◆ **WHAT THIS TASK INVOLVES**
Among the lines of the listing below, retype exactly those from the one containing "Give me the" through the one containing "import React from", both included. Do not include pictures.

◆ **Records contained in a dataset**

* * * *

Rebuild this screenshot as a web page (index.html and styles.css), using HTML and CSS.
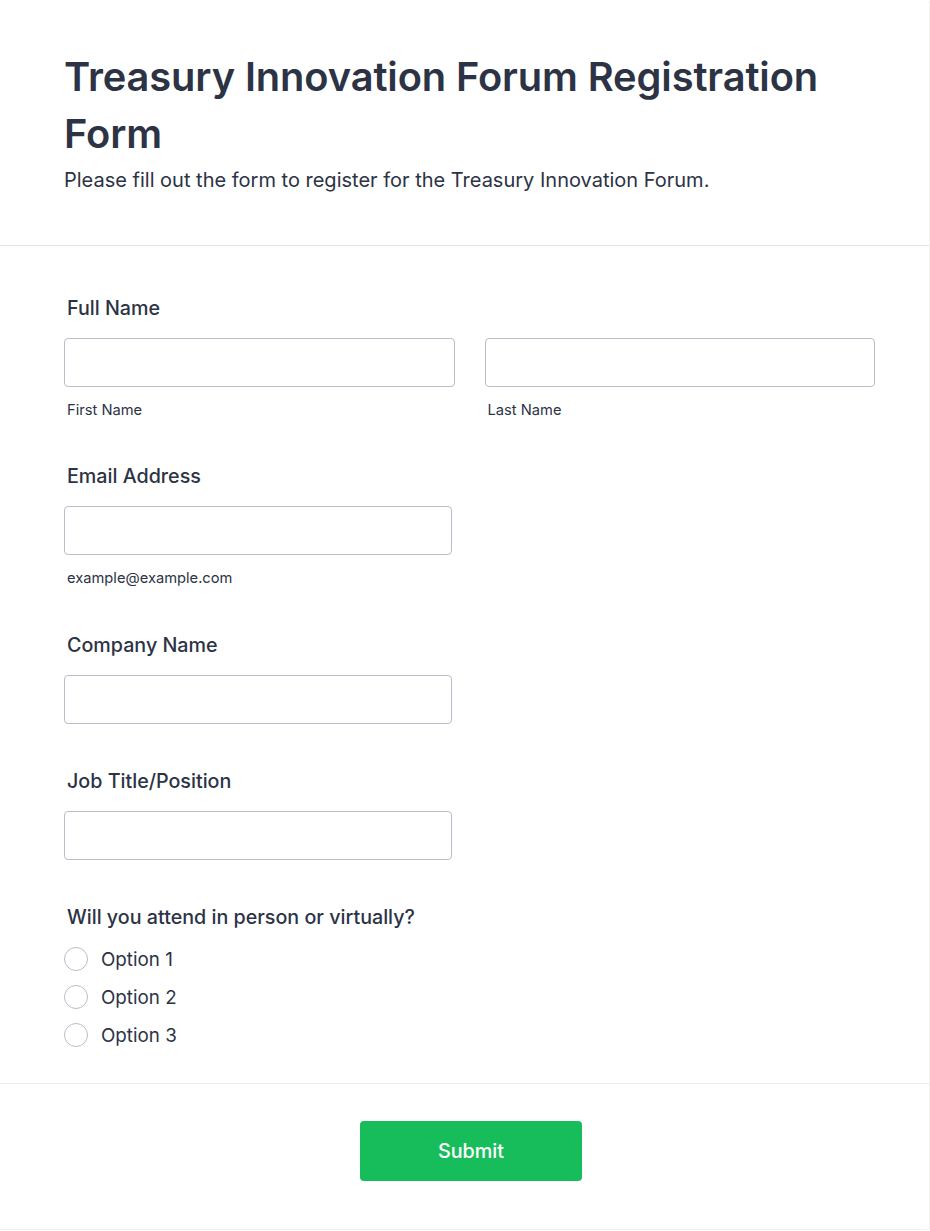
FILE: index.html
```html
<!DOCTYPE html>
<html>
<head>
<meta charset="utf-8">
<link rel="stylesheet" href="styles.css">
</head>
<body>
<div class="card">
  <header class="header">
    <h1 class="title">Treasury Innovation Forum Registration Form</h1>
    <p class="subtitle">Please fill out the form to register for the Treasury Innovation Forum.</p>
  </header>
  <form class="form">
    <div class="field">
      <div class="label">Full Name</div>
      <div class="name-row">
        <div class="sub">
          <input class="input" type="text">
          <div class="hint">First Name</div>
        </div>
        <div class="sub">
          <input class="input" type="text">
          <div class="hint">Last Name</div>
        </div>
      </div>
    </div>
    <div class="field email">
      <div class="label">Email Address</div>
      <input class="input short" type="text">
      <div class="hint">example@example.com</div>
    </div>
    <div class="field">
      <div class="label">Company Name</div>
      <input class="input short" type="text">
    </div>
    <div class="field">
      <div class="label">Job Title/Position</div>
      <input class="input short" type="text">
    </div>
    <div class="field radios">
      <div class="label">Will you attend in person or virtually?</div>
      <label class="option"><span class="circle"></span><span>Option 1</span></label>
      <label class="option"><span class="circle"></span><span>Option 2</span></label>
      <label class="option"><span class="circle"></span><span>Option 3</span></label>
    </div>
  </form>
  <div class="footer">
    <button class="submit" type="button">Submit</button>
  </div>
</div>
</body>
</html>
```
FILE: styles.css
```css
html, body {
  margin: 0;
  padding: 0;
  background: #ffffff;
}
body {
  font-family: Inter, "Noto Sans", sans-serif;
  color: #2c3345;
}
.card {
  width: 930px;
  height: 1230px;
  box-sizing: border-box;
  border-right: 1px solid #f1f1f4;
  border-bottom: 1px solid #f1f1f4;
  border-radius: 0 3px 3px 0;
  background: #fff;
}
.header {
  padding: 48px 64px 0 64px;
  height: 246px;
  box-sizing: border-box;
  border-bottom: 1px solid #e2e4ea;
}
.title {
  margin: 0;
  font-size: 39.8px;
  line-height: 57px;
  font-weight: 600;
  color: #2c3345;
  letter-spacing: -0.1px;
}
.subtitle {
  margin: 6px 0 0 0;
  font-size: 20px;
  line-height: 24px;
  color: #2c3345;
}
.form {
  padding: 50px 54px 29px 64px;
  box-sizing: border-box;
  border-bottom: 1px solid #e9ebf0;
}
.field {
  display: flex;
  flex-direction: column;
  align-items: flex-start;
  margin-bottom: 45px;
}
.field.email {
  margin-bottom: 46px;
}
.field:last-child {
  margin-bottom: 0;
}
.field.radios {
  margin-top: 1px;
}
.label {
  font-size: 19.7px;
  line-height: 24px;
  font-weight: 500;
  padding-left: 3px;
  margin-bottom: 18px;
}
.name-row {
  display: flex;
  gap: 30px;
  width: 811px;
}
.sub {
  flex: 1;
  display: flex;
  flex-direction: column;
}
.input {
  height: 49px;
  box-sizing: border-box;
  border: 1px solid #b8bdc9;
  border-radius: 4px;
  margin: 0;
  padding: 0 12px;
  background: #fff;
  width: 100%;
  font-family: inherit;
}
.input.short {
  width: 388px;
}
.hint {
  font-size: 14.7px;
  line-height: 18px;
  margin-top: 14px;
  padding-left: 3px;
  color: #2c3345;
}
.radios .label {
  margin-bottom: 11px;
}
.option {
  display: flex;
  align-items: center;
  gap: 13px;
  height: 38px;
  font-size: 18.8px;
}
.circle {
  width: 24px;
  height: 24px;
  box-sizing: border-box;
  border: 1px solid #b8bdc9;
  border-radius: 50%;
  background: #fff;
}
.footer {
  display: flex;
  justify-content: center;
  padding: 37px 0 0 13px;
}
.submit {
  width: 222px;
  height: 60px;
  background: #18bd5b;
  border: none;
  border-radius: 4px;
  color: #fff;
  font-family: inherit;
  font-size: 19.8px;
  font-weight: 500;
}
```
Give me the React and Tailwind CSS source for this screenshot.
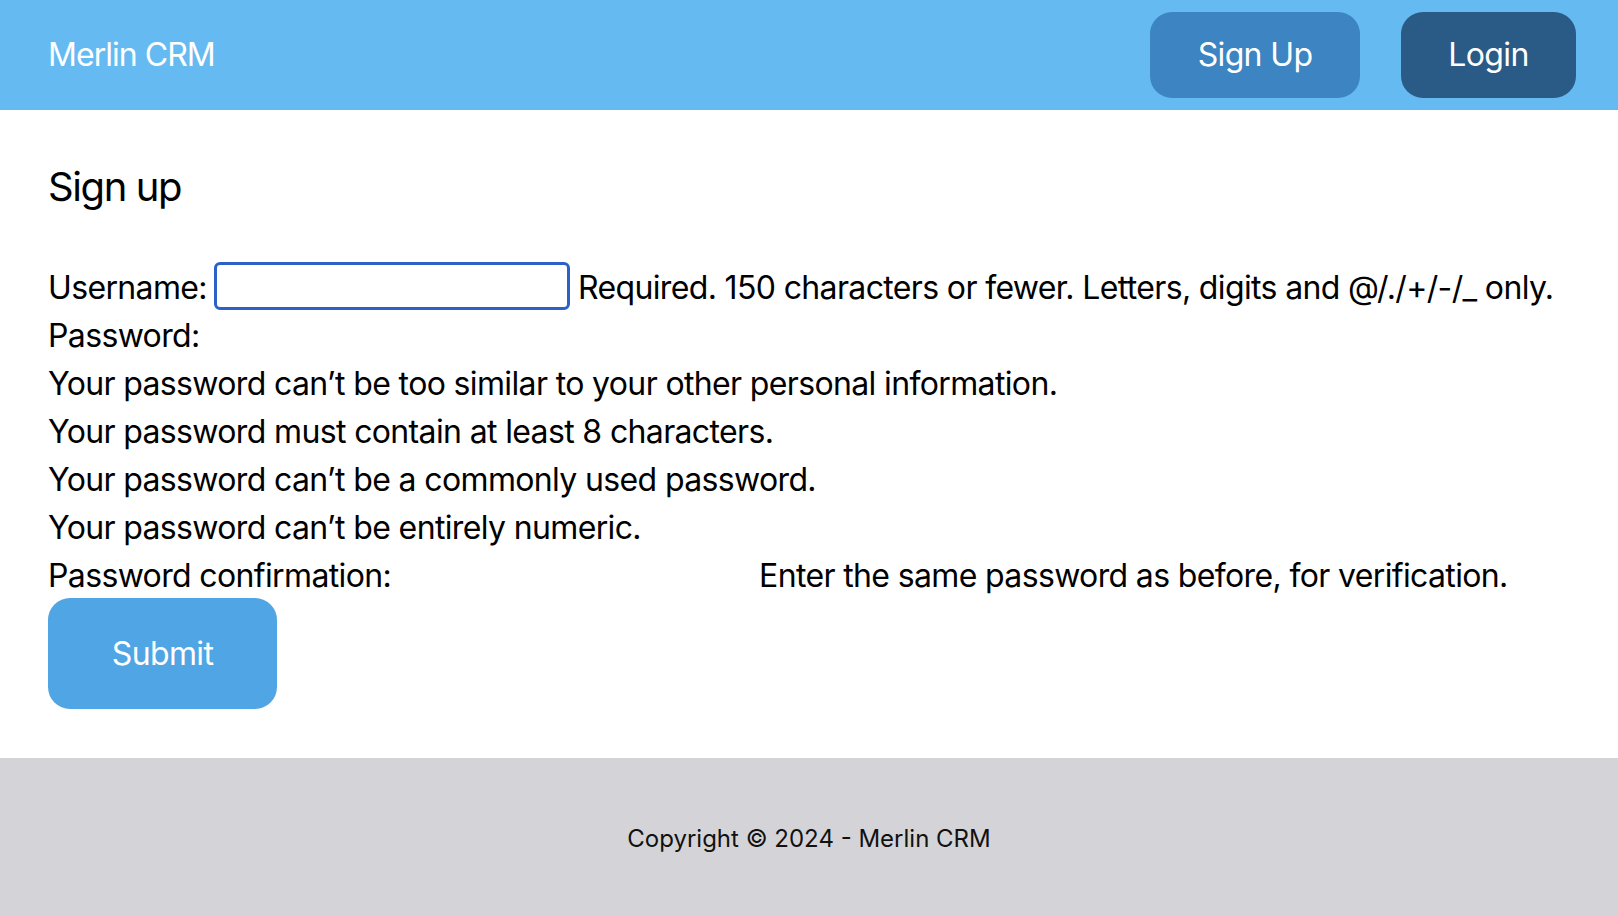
import React from "react";

export default function App() {
  const font = { fontFamily: "Inter, 'Noto Sans', sans-serif" };
  return (
    <div className="min-h-screen flex flex-col bg-white text-black" style={font}>
      <header className="h-[110px] bg-[#66baf2] flex items-center justify-between pl-[48px] pr-[42px]">
        <div className="text-[32px] leading-[48px] tracking-[-0.03em] text-white">Merlin CRM</div>
        <div className="flex items-center gap-[41px] -mt-[1px]">
          <button className="h-[86px] w-[210px] rounded-[22px] bg-[#3d84c2] text-white text-[32px] leading-[48px] tracking-[-0.02em]">
            Sign Up
          </button>
          <button className="h-[86px] w-[175px] rounded-[22px] bg-[#2a5a86] text-white text-[32px] leading-[48px] tracking-[-0.02em]">
            Login
          </button>
        </div>
      </header>

      <main className="pl-[48px] pt-[53px] pb-[49px]">
        <h1 className="text-[40px] leading-[48px] tracking-[-0.035em]">Sign up</h1>
        <form className="mt-[53px] text-[32px] leading-[48px] tracking-[-0.02em]">
          <div className="flex items-center h-[48px]">
            <span>Username:</span>
            <span className="ml-[7px] w-[356px] h-[48px] -translate-y-[2px] border-[3px] border-[#2b61c8] rounded-[6px] bg-white"></span>
            <span className="ml-[8px]">Required. 150 characters or fewer. Letters, digits and @/./+/-/_ only.</span>
          </div>
          <div className="h-[48px]">Password:</div>
          <ul>
            <li>Your password can’t be too similar to your other personal information.</li>
            <li>Your password must contain at least 8 characters.</li>
            <li>Your password can’t be a commonly used password.</li>
            <li>Your password can’t be entirely numeric.</li>
          </ul>
          <div className="flex items-center h-[48px]">
            <span>Password confirmation:</span>
            <span className="ml-[8px] w-[352px] h-[48px]"></span>
            <span className="ml-[8px]">Enter the same password as before, for verification.</span>
          </div>
          <button
            type="button"
            className="-mt-[2px] w-[229px] h-[111px] rounded-[22px] bg-[#50a5e4] text-white text-[32px] leading-[48px] tracking-[-0.02em]"
          >
            Submit
          </button>
        </form>
      </main>

      <footer className="bg-[#d4d4d8] pt-[65px] pb-[63px] text-center text-[24px] leading-[32px] text-[#111]">
        Copyright © 2024 - Merlin CRM
      </footer>
    </div>
  );
}
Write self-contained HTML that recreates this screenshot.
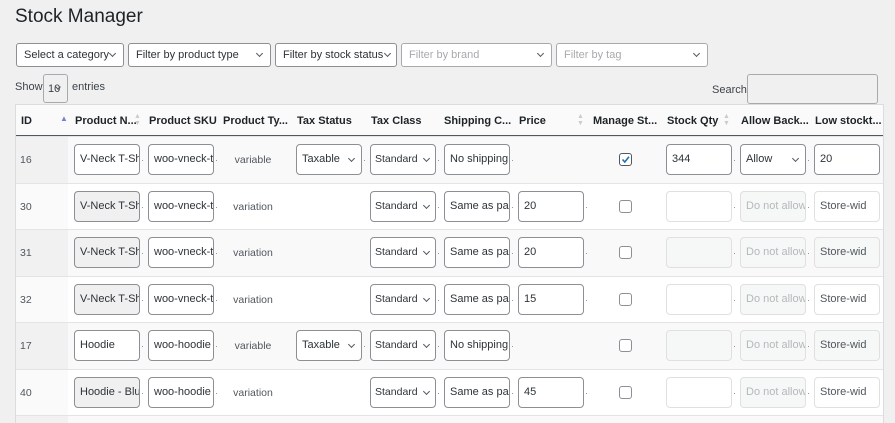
<!DOCTYPE html>
<html><head><meta charset="utf-8"><style>
*{box-sizing:border-box;margin:0;padding:0}
html,body{width:895px;height:423px;overflow:hidden}
body{background:#f0f0f1;font-family:"Liberation Sans",sans-serif;color:#3c434a;font-size:11px;position:relative}
.a{position:absolute}
h1{position:absolute;left:15px;top:6px;font-size:19px;font-weight:400;color:#1d2327}
.f{position:absolute;top:43px;height:24px;background:#fff;border:1px solid #8c8f94;border-radius:3px;padding:0 7px;line-height:22px;font-size:11px;color:#2c3338;white-space:nowrap}
.f.p{color:#a7aaad;border-color:#a7aaad}
.chev{position:absolute;width:5px;height:5px;border-right:1.2px solid #50575e;border-bottom:1.2px solid #50575e;transform:rotate(45deg)}
.tbl{position:absolute;left:15px;top:104px;width:869px;height:319px;background:#fff;border-left:1px solid #dcdcde;border-right:1px solid #dcdcde;border-top:1px solid #dcdcde;overflow:hidden}
.hd{position:absolute;left:0;top:0;width:869px;height:32px;background:#fafafa;border-bottom:2px solid #50575e}
.hd span{position:absolute;top:10px;font-weight:bold;font-size:11px;color:#1d2327}
.r{position:absolute;left:-1px;width:869px;height:47px;border-top:1px solid #e4e4e4}
.r.o{background:#f9f9f9}
.id{position:absolute;left:0;top:0;width:53px;height:46px;padding:17px 5px;color:#50575e;font-size:10.5px;background:#fafafa}
.o .id{background:#f1f1f1}
.i{position:absolute;top:7px;width:66px;height:31px;border:1px solid #8c8f94;border-radius:4px;background:#fff;padding:0 5px;line-height:29px;font-size:11px;color:#2c3338;white-space:nowrap;overflow:hidden}
.i.g{background:#f0f0f1}
.i.d{border-color:#e0e0e0;color:#b5b8bb;background:#fff}
.o .i.d{background:#f6f7f7}
.i.d2{border-color:#e0e0e0;color:#b5b8bb;background:#f6f7f7}
.dot{position:absolute;top:23px;width:1px;height:1px;background:#999}
.t{position:absolute;left:201px;width:74px;top:17px;text-align:center;font-size:10.5px;color:#50575e}
.cb{position:absolute;left:604px;top:16px;width:13px;height:13px;border:1px solid #8c8f94;border-radius:3px;background:#fff}
.sel{padding-right:16px}
.sel .chev{right:7px;top:11px}
.sc{font-size:10.5px;padding-left:4px}
</style></head><body>
<h1>Stock Manager</h1>
<div class="f" style="left:16px;width:108px">Select a category<i class="chev" style="right:8px;top:7px"></i></div>
<div class="f" style="left:128px;width:143px">Filter by product type<i class="chev" style="right:8px;top:7px"></i></div>
<div class="f" style="left:275px;width:122px;padding-right:16px;overflow:hidden">Filter by stock status<i class="chev" style="right:6px;top:7px"></i></div>
<div class="f p" style="left:401px;width:151px">Filter by brand<i class="chev" style="right:8px;top:7px"></i></div>
<div class="f p" style="left:556px;width:152px">Filter by tag<i class="chev" style="right:8px;top:7px"></i></div>
<div class="a" style="left:15px;top:81px;color:#3c434a">Show</div>
<div class="a" style="left:43px;top:74px;width:25px;height:29px;border:1px solid #a7aaad;border-radius:3px;background:#f0f0f1;padding:8px 4px;font-size:11px">10<i class="chev" style="left:12px;top:10px;width:4px;height:4px"></i></div>
<div class="a" style="left:72px;top:81px">entries</div>
<div class="a" style="left:712px;top:84px">Search:</div>
<div class="a" style="left:747px;top:74px;width:131px;height:30px;border:1px solid #a7aaad;border-radius:3px;background:#f0f0f1"></div>

<div class="tbl">
<div class="hd">
<span style="left:5px">ID</span><span style="left:44px;top:9px;color:#7a7fd6;font-size:8px">▲</span>
<span style="left:59px">Product N...</span><span style="left:118px;color:#ccc;font-size:7px;top:8px">▲<br>▼</span>
<span style="left:133px">Product SKU</span>
<span style="left:207px">Product Ty...</span>
<span style="left:281px">Tax Status</span>
<span style="left:355px">Tax Class</span>
<span style="left:428px">Shipping C...</span>
<span style="left:503px">Price</span><span style="left:561px;color:#ccc;font-size:7px;top:8px">▲<br>▼</span>
<span style="left:577px">Manage St...</span>
<span style="left:651px">Stock Qty</span><span style="left:707px;color:#ccc;font-size:7px;top:8px">▲<br>▼</span>
<span style="left:725px">Allow Back...</span>
<span style="left:799px">Low stockt...</span>
</div>

<div class="r o" style="top:31px"><div class="id">16</div>
<div class="i" style="left:59px">V-Neck T-Sh</div><i class="dot" style="left:127px"></i>
<div class="i" style="left:133px">woo-vneck-t</div><i class="dot" style="left:201px"></i>
<div class="t">variable</div>
<div class="i sel" style="left:281px">Taxable<i class="chev"></i></div><i class="dot" style="left:349px"></i>
<div class="i sel sc" style="left:355px">Standard<i class="chev" style="right:6px"></i></div><i class="dot" style="left:423px"></i>
<div class="i" style="left:429px">No shipping</div><i class="dot" style="left:497px"></i>
<div class="cb" style="border-color:#50575e"><svg width="11" height="11" style="position:absolute;left:0;top:0"><path d="M2.5 5.5 L4.8 8 L9 2.8" fill="none" stroke="#2271b1" stroke-width="1.6"/></svg></div>
<div class="i" style="left:651px">344</div><i class="dot" style="left:719px"></i>
<div class="i sel" style="left:725px">Allow<i class="chev"></i></div><i class="dot" style="left:793px"></i>
<div class="i" style="left:799px">20</div>
</div>

<div class="r" style="top:78px"><div class="id">30</div>
<div class="i g" style="left:59px">V-Neck T-Sh</div><i class="dot" style="left:127px"></i>
<div class="i" style="left:133px">woo-vneck-t</div><i class="dot" style="left:201px"></i>
<div class="t">variation</div>
<div class="i sel sc" style="left:355px">Standard<i class="chev" style="right:6px"></i></div><i class="dot" style="left:423px"></i>
<div class="i" style="left:429px">Same as par</div><i class="dot" style="left:497px"></i>
<div class="i" style="left:503px">20</div><i class="dot" style="left:571px"></i>
<div class="cb"></div>
<div class="i d" style="left:651px"></div><i class="dot" style="left:719px"></i>
<div class="i d2" style="left:725px">Do not allow</div><i class="dot" style="left:793px"></i>
<div class="i d" style="left:799px;color:#50575e">Store-wid</div>
</div>

<div class="r o" style="top:124px"><div class="id">31</div>
<div class="i g" style="left:59px">V-Neck T-Sh</div><i class="dot" style="left:127px"></i>
<div class="i" style="left:133px">woo-vneck-t</div><i class="dot" style="left:201px"></i>
<div class="t">variation</div>
<div class="i sel sc" style="left:355px">Standard<i class="chev" style="right:6px"></i></div><i class="dot" style="left:423px"></i>
<div class="i" style="left:429px">Same as par</div><i class="dot" style="left:497px"></i>
<div class="i" style="left:503px">20</div><i class="dot" style="left:571px"></i>
<div class="cb"></div>
<div class="i d" style="left:651px"></div><i class="dot" style="left:719px"></i>
<div class="i d2" style="left:725px">Do not allow</div><i class="dot" style="left:793px"></i>
<div class="i d" style="left:799px;color:#50575e">Store-wid</div>
</div>

<div class="r" style="top:171px"><div class="id">32</div>
<div class="i g" style="left:59px">V-Neck T-Sh</div><i class="dot" style="left:127px"></i>
<div class="i" style="left:133px">woo-vneck-t</div><i class="dot" style="left:201px"></i>
<div class="t">variation</div>
<div class="i sel sc" style="left:355px">Standard<i class="chev" style="right:6px"></i></div><i class="dot" style="left:423px"></i>
<div class="i" style="left:429px">Same as par</div><i class="dot" style="left:497px"></i>
<div class="i" style="left:503px">15</div><i class="dot" style="left:571px"></i>
<div class="cb"></div>
<div class="i d" style="left:651px"></div><i class="dot" style="left:719px"></i>
<div class="i d2" style="left:725px">Do not allow</div><i class="dot" style="left:793px"></i>
<div class="i d" style="left:799px;color:#50575e">Store-wid</div>
</div>

<div class="r o" style="top:217px"><div class="id">17</div>
<div class="i" style="left:59px">Hoodie</div><i class="dot" style="left:127px"></i>
<div class="i" style="left:133px">woo-hoodie</div><i class="dot" style="left:201px"></i>
<div class="t">variable</div>
<div class="i sel" style="left:281px">Taxable<i class="chev"></i></div><i class="dot" style="left:349px"></i>
<div class="i sel sc" style="left:355px">Standard<i class="chev" style="right:6px"></i></div><i class="dot" style="left:423px"></i>
<div class="i" style="left:429px">No shipping</div><i class="dot" style="left:497px"></i>
<div class="cb"></div>
<div class="i d" style="left:651px"></div><i class="dot" style="left:719px"></i>
<div class="i d2" style="left:725px">Do not allow</div><i class="dot" style="left:793px"></i>
<div class="i d" style="left:799px;color:#50575e">Store-wid</div>
</div>

<div class="r" style="top:264px"><div class="id">40</div>
<div class="i g" style="left:59px">Hoodie - Blu</div><i class="dot" style="left:127px"></i>
<div class="i" style="left:133px">woo-hoodie</div><i class="dot" style="left:201px"></i>
<div class="t">variation</div>
<div class="i sel sc" style="left:355px">Standard<i class="chev" style="right:6px"></i></div><i class="dot" style="left:423px"></i>
<div class="i" style="left:429px">Same as par</div><i class="dot" style="left:497px"></i>
<div class="i" style="left:503px">45</div><i class="dot" style="left:571px"></i>
<div class="cb"></div>
<div class="i d" style="left:651px"></div><i class="dot" style="left:719px"></i>
<div class="i d2" style="left:725px">Do not allow</div><i class="dot" style="left:793px"></i>
<div class="i d" style="left:799px;color:#50575e">Store-wid</div>
</div>

<div class="r o" style="top:310px;height:8px"><div class="id" style="height:8px;padding:0"></div></div>
</div>
</body></html>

* * * *

◆ **RIGHT ANSWER**
Give me the React and Tailwind CSS source for this screenshot.
import React from "react";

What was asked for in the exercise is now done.